Thank you to everyone whose RBF-related suggestions, grievances, criticisms and ideas were incorporated in this document: Andrew Chow, Matt Corallo, Suhas Daftuar, Christian Decker, Mark Erhardt, Lloyd Fournier, Lisa Neigut, John Newbery, Antoine Poinsot, Antoine Riard, Larry Ruane, S3RK and Bastien Teinturier.
Yeah, this is focused on coming up with a solution for the effect of rule #3 (having to pay for the entire fee of all the replaced transactions).
Yeah I guess that's the kind of feedback I'd be interested in hearing. It seems to me like the default for a lot of wallets might be to always use this bit for transactions, because if you think it's your job to put a high enough fee on a transaction that you're creating in order for it to be confirmed (ie your recipient expects that of you), then why do you care if your recipient can't use the output until the transaction is confirmed? The only things that can happen are either (a) they CPFP it so that it confirms (yay) or (b) they chain some low fee junk that makes it harder for you to RBF or CPFP it yourself (eg due to the descendant rule). This proposal allows for outcome (a), while in theory preventing (b).
I think it's kind of natural to have a way to opt-out of transactions being chained in the mempool to yours. By itself, that would likely be too dramatic a policy change to introduce now, because it would prevent legitimate CPFP use cases (and the resulting miner incentives for wanting to accept such child transactions), so this proposal would still allow for those use cases by allowing children that would result in the package being confirmed soon.
(If we had a blank slate, I think a mempol policy rule that would not permit unconfirmed children if some bit in a transaction is set would be a pretty reasonable thing to design in from the beginning.

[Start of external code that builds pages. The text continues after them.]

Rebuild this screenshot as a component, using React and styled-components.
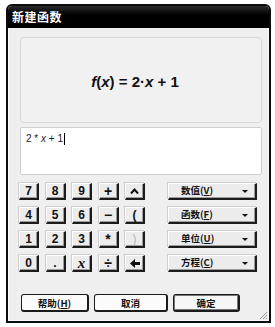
import styled, { createGlobalStyle } from "styled-components";

const GlobalStyle = createGlobalStyle`
  html, body {
    margin: 0;
    padding: 0;
    background: #ffffff;
  }
  body {
    font-family: "Liberation Sans", "Noto Sans CJK SC", sans-serif;
  }
`;

const BackArrow = () => (
  <svg width="10" height="9" viewBox="0 0 10 9">
    <path d="M0 4.5 L5 0 L5 3 L10 3 L10 6 L5 6 L5 9 Z" fill="#111" />
  </svg>
);

const Caret = () => (
  <svg width="9" height="6" viewBox="0 0 9 6">
    <path d="M1 5.5 L4.5 1.5 L8 5.5" fill="none" stroke="#111" strokeWidth="2" />
  </svg>
);

const keys = [
  ["7", "8", "9", "+", "caret"],
  ["4", "5", "6", "−", "("],
  ["1", "2", "3", "*", ")"],
  ["0", ".", "x", "÷", "back"],
];

const operators = ["+", "−", "*", "÷"];

const menus = [
  { label: "数值", key: "V" },
  { label: "函数", key: "F" },
  { label: "单位", key: "U" },
  { label: "方程", key: "C" },
];

function keyFace(k) {
  if (k === "caret") return <Caret />;
  if (k === "back") return <BackArrow />;
  return k;
}

export default function App() {
  return (
    <>
      <GlobalStyle />
      <Window>
        <TitleBar>新建函数</TitleBar>
        <Client>
          <Display>
            <Formula>
              <i>f</i>(<i>x</i>) = 2·<i>x</i> + 1
            </Formula>
          </Display>
          <Input>
            2 * <i>x</i> + 1<TextCursor />
          </Input>
          <Pad>
            <Keys>
              {keys.flat().map((k, i) => (
                <Key
                  key={i}
                  $disabled={k === ")"}
                  $script={k === "x"}
                  $op={operators.includes(k)}
                >
                  {keyFace(k)}
                </Key>
              ))}
            </Keys>
            <Menus>
              {menus.map((m) => (
                <MenuButton key={m.key}>
                  <MenuLabel>
                    {m.label}(<u>{m.key}</u>)
                  </MenuLabel>
                  <Arrow />
                </MenuButton>
              ))}
            </Menus>
          </Pad>
          <Footer>
            <DialogButton $w={68}>
              帮助(<u>H</u>)
            </DialogButton>
            <DialogButton $w={74}>取消</DialogButton>
            <DialogButton $w={67} $default>
              确定
            </DialogButton>
          </Footer>
          <Grip>
            <svg width="8" height="8" viewBox="0 0 8 8">
              <path d="M1 8 L8 1 M4 8 L8 4 M7 8 L8 7" stroke="#9a9a9a" strokeWidth="1" />
            </svg>
          </Grip>
        </Client>
      </Window>
    </>
  );
}

const Window = styled.div`
  position: relative;
  margin: 4px 0 0 6px;
  width: 261px;
  height: 315px;
  border: 2px solid #0c0c0c;
  border-radius: 6px 6px 0 0;
  background: #efefef;
  display: flex;
  flex-direction: column;
  overflow: hidden;
`;

const TitleBar = styled.div`
  height: 22px;
  flex: none;
  background: linear-gradient(#2a2a2a, #000 40%, #000);
  color: #fff;
  font-family: "Noto Sans CJK SC", sans-serif;
  font-weight: 700;
  font-size: 12px;
  line-height: 22px;
  padding-left: 4px;
  letter-spacing: 0.5px;
`;

const Client = styled.div`
  position: relative;
  flex: 1;
  display: flex;
  flex-direction: column;
  padding: 9px 6px 0 11px;
  border: 1px solid #fafafa;
  border-top: none;
`;

const Display = styled.div`
  box-sizing: border-box;
  height: 86px;
  border: 1px solid #d8d8d8;
  border-radius: 4px;
  background: #f1f1f1;
  display: flex;
  align-items: center;
  justify-content: center;
  padding: 2px 12px 0 0;
`;

const Formula = styled.div`
  font-family: "Liberation Sans", sans-serif;
  font-weight: 700;
  font-size: 15px;
  color: #111;
`;

const Input = styled.div`
  box-sizing: border-box;
  margin-top: 4px;
  height: 48px;
  border: 1px solid #cfcfcf;
  border-radius: 2px;
  background: #fff;
  padding: 5px 5px;
  font-family: "Liberation Sans", sans-serif;
  font-size: 10px;
  color: #222;
  display: flex;
  align-items: flex-start;
  white-space: pre;
`;

const TextCursor = styled.span`
  display: inline-block;
  width: 1px;
  height: 12px;
  margin-left: 1px;
  background: #000;
`;

const Pad = styled.div`
  margin-top: 8px;
  display: flex;
  justify-content: space-between;
  padding-right: 5px;
`;

const Keys = styled.div`
  display: grid;
  grid-template-columns: repeat(5, 20px);
  grid-auto-rows: 17px;
  column-gap: 6.5px;
  row-gap: 7px;
  margin-left: -1px;
`;

const Key = styled.div`
  box-sizing: border-box;
  border-top: 1px solid #fff;
  border-left: 1px solid #fff;
  border-right: 2px solid #1c1c1c;
  border-bottom: 2px solid #1c1c1c;
  box-shadow: inset -1px -1px 0 #9c9c9c, -1px -1px 0 #cfcfcf;
  background: #ececec;
  display: flex;
  align-items: center;
  justify-content: center;
  font-family: ${(p) => (p.$script ? '"Liberation Serif", serif' : '"Liberation Sans", sans-serif')};
  font-style: ${(p) => (p.$script ? "italic" : "normal")};
  font-size: ${(p) => (p.$script ? "15px" : p.$op ? "14px" : "12px")};
  color: ${(p) => (p.$disabled ? "#b4b4b4" : "#111")};
  font-weight: ${(p) => (p.$disabled ? 400 : 700)};
`;

const Menus = styled.div`
  display: flex;
  flex-direction: column;
  gap: 7px;
`;

const MenuButton = styled.div`
  position: relative;
  box-sizing: border-box;
  width: 89px;
  height: 17px;
  border-top: 1px solid #fff;
  border-left: 1px solid #fff;
  border-right: 2px solid #1c1c1c;
  border-bottom: 2px solid #1c1c1c;
  box-shadow: inset -1px -1px 0 #9c9c9c, -1px -1px 0 #cfcfcf;
  background: #ececec;
  display: flex;
  align-items: center;
  padding-left: 12px;
`;

const MenuLabel = styled.span`
  font-family: "Noto Sans CJK SC", sans-serif;
  font-weight: 700;
  font-size: 9.5px;
  color: #111;
  line-height: 1;
`;

const Arrow = styled.span`
  position: absolute;
  right: 7px;
  top: 6px;
  width: 0;
  height: 0;
  border-left: 3px solid transparent;
  border-right: 3px solid transparent;
  border-top: 3px solid #111;
`;

const Footer = styled.div`
  margin-top: 22px;
  display: flex;
  gap: 5px;
  margin-left: 1px;
`;

const DialogButton = styled.div`
  box-sizing: border-box;
  width: ${(p) => p.$w}px;
  height: 18px;
  border: 1px solid #1a1a1a;
  border-right-width: 2px;
  border-bottom-width: 2px;
  border-radius: 3px;
  background: ${(p) => (p.$default ? "#f6f6f6" : "#fbfbfb")};
  box-shadow: ${(p) => (p.$default ? "inset 0 0 0 1px #777" : "none")};
  display: flex;
  align-items: center;
  justify-content: center;
  font-family: "Noto Sans CJK SC", sans-serif;
  font-weight: 700;
  font-size: 9.5px;
  color: #111;
`;

const Grip = styled.div`
  position: absolute;
  right: 1px;
  bottom: 1px;
  line-height: 0;
`;
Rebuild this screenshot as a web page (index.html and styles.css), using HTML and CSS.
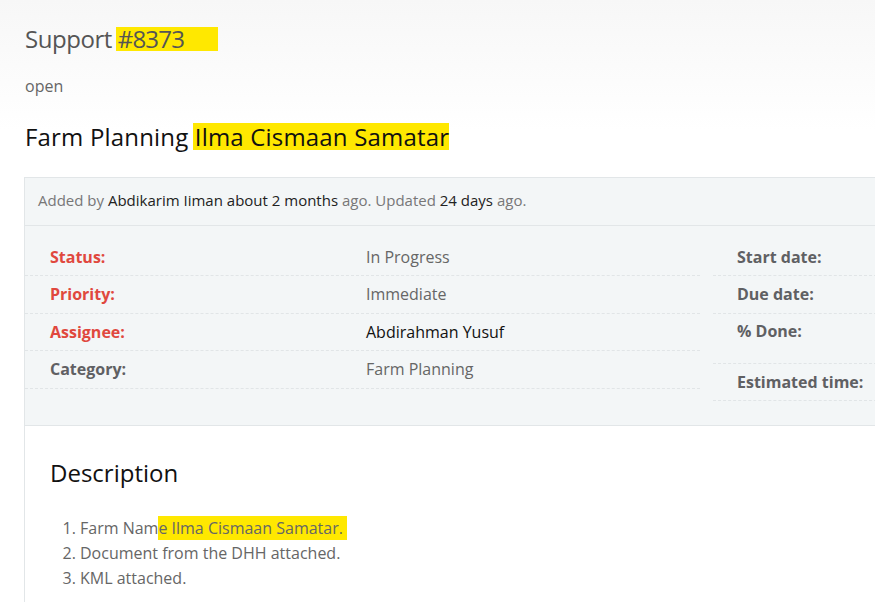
FILE: index.html
```html
<!DOCTYPE html>
<html>
<head>
<meta charset="utf-8">
<link rel="stylesheet" href="styles.css">
</head>
<body>
<div class="page">
  <h2 class="issue-id">Support <span class="mark mark-id">#8373</span></h2>
  <p class="state">open</p>
  <h3 class="subject">Farm Planning <span class="mark mark-subject">Ilma Cismaan Samatar</span></h3>

  <div class="issue-box">
    <div class="author">Added by <a>Abdikarim Iiman</a> <a>about 2 months</a> ago. Updated <a>24 days</a> ago.</div>
    <div class="attributes">
      <div class="attr-col left-col">
        <div class="attr-row"><span class="label red">Status:</span><span class="value">In Progress</span></div>
        <div class="attr-row"><span class="label red">Priority:</span><span class="value">Immediate</span></div>
        <div class="attr-row"><span class="label red">Assignee:</span><span class="value link">Abdirahman Yusuf</span></div>
        <div class="attr-row"><span class="label">Category:</span><span class="value">Farm Planning</span></div>
      </div>
      <div class="attr-col right-col">
        <div class="attr-row"><span class="label">Start date:</span></div>
        <div class="attr-row"><span class="label">Due date:</span></div>
        <div class="attr-row tall"><span class="label">% Done:</span></div>
        <div class="attr-row"><span class="label">Estimated time:</span></div>
      </div>
    </div>
    <div class="description">
      <h3 class="desc-title">Description</h3>
      <ol class="desc-list">
        <li>Farm Nam<span class="mark mark-li">e Ilma Cismaan Samatar.</span></li>
        <li>Document from the DHH attached.</li>
        <li>KML attached.</li>
      </ol>
    </div>
  </div>
</div>
</body>
</html>
```

FILE: styles.css
```css
html, body {
  margin: 0;
  padding: 0;
}
body {
  font-family: "Open Sans", "Liberation Sans", sans-serif;
  background: linear-gradient(#f7f7f7 0, #ffffff 130px) no-repeat;
  overflow: hidden;
  width: 875px;
  height: 602px;
}
.page {
  padding-left: 25px;
}
.issue-id {
  margin: 24px 0 0;
  font-size: 24px;
  line-height: 29px;
  font-weight: 400;
  color: #555;
  letter-spacing: -0.45px;
}
.mark {
  background: #ffe800;
  display: inline-block;
}
.mark-id {
  line-height: 24px;
  padding: 0 34px 0 2px;
  margin-left: -2px;
  letter-spacing: -0.8px;
}
.state {
  margin: 22px 0 0;
  font-size: 16px;
  line-height: 22px;
  color: #666;
}
.subject {
  margin: 25px 0 0;
  font-size: 24px;
  line-height: 30px;
  font-weight: 400;
  color: #111;
  letter-spacing: 0.18px;
}
.mark-subject {
  line-height: 27px;
  padding: 0 0 0 2px;
  margin-left: -2px;
}
.issue-box {
  margin-top: 25px;
  margin-left: -1px;
  width: 1100px;
  border: 1px solid #e2e6e8;
  border-right: none;
  background: #f3f6f7;
}
.author {
  padding: 11px 13px 13px;
  font-size: 15px;
  line-height: 23px;
  color: #777;
  border-bottom: 1px solid #e2e6e8;
}
.author a {
  color: #222;
}
.attributes {
  display: flex;
  gap: 13px;
  padding: 12px 0 24px;
  border-bottom: 1px solid #e2e6e8;
}
.left-col {
  width: 675px;
}
.right-col {
  width: 300px;
}
.attr-row {
  display: flex;
  align-items: center;
  height: 37.5px;
  border-bottom: 1px dashed #e1e5e7;
  font-size: 16px;
  box-sizing: border-box;
}
.attr-row:first-child {
  height: 38px;
}
.attr-row.tall {
  height: 50px;
  align-items: flex-start;
  padding-top: 6px;
}
.label {
  font-weight: 700;
  color: #5f6063;
  padding-left: 25px;
  width: 341px;
  box-sizing: border-box;
  flex: none;
}
.right-col .label {
  padding-left: 24px;
}
.label.red {
  color: #e0483e;
}
.value {
  color: #666;
}
.value.link {
  color: #111;
}
.description {
  background: #fff;
  padding: 30px 25px 20px;
}
.desc-title {
  margin: 0;
  font-size: 24px;
  line-height: 34px;
  font-weight: 400;
  color: #111;
}
.desc-list {
  margin: 26px 0 0;
  padding-left: 30px;
  font-size: 16px;
  line-height: 25px;
  color: #666;
}
.mark-li {
  line-height: 24px;
  padding-right: 4px;
}
```
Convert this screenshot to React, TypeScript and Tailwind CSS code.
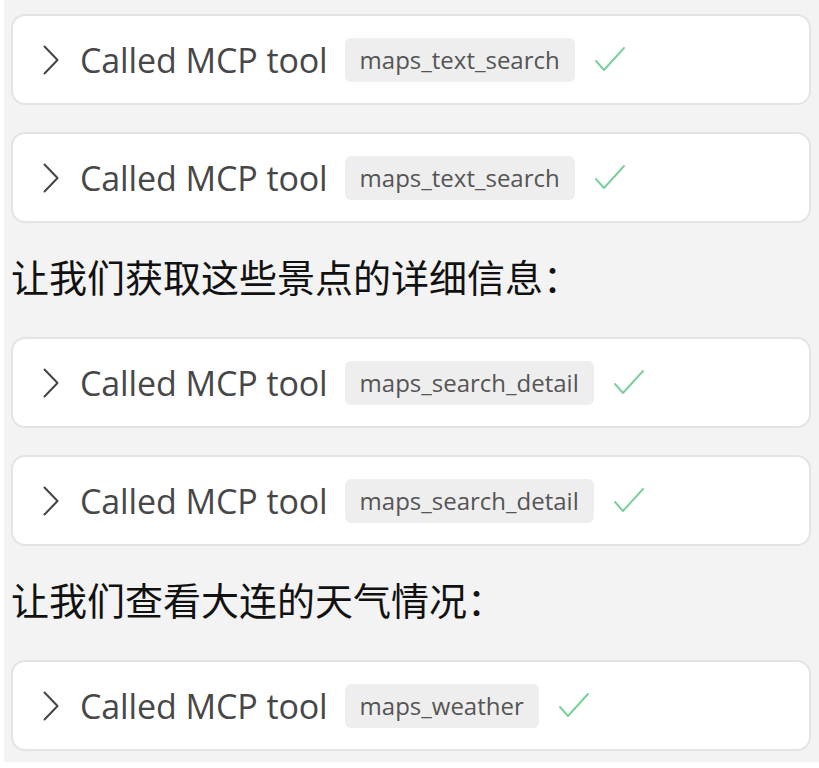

Chains of unconfirmed transactions add complexity and wanting to avoid them by default seems like a good idea to me.)
But maybe there are other problems that wallet authors would have with this that I'm not thinking of. I do think this would satisfy the lightning use cases just fine, as I understand them, at least assuming we are able to reasonably calculate the "soon to confirm" criteria that would be in place.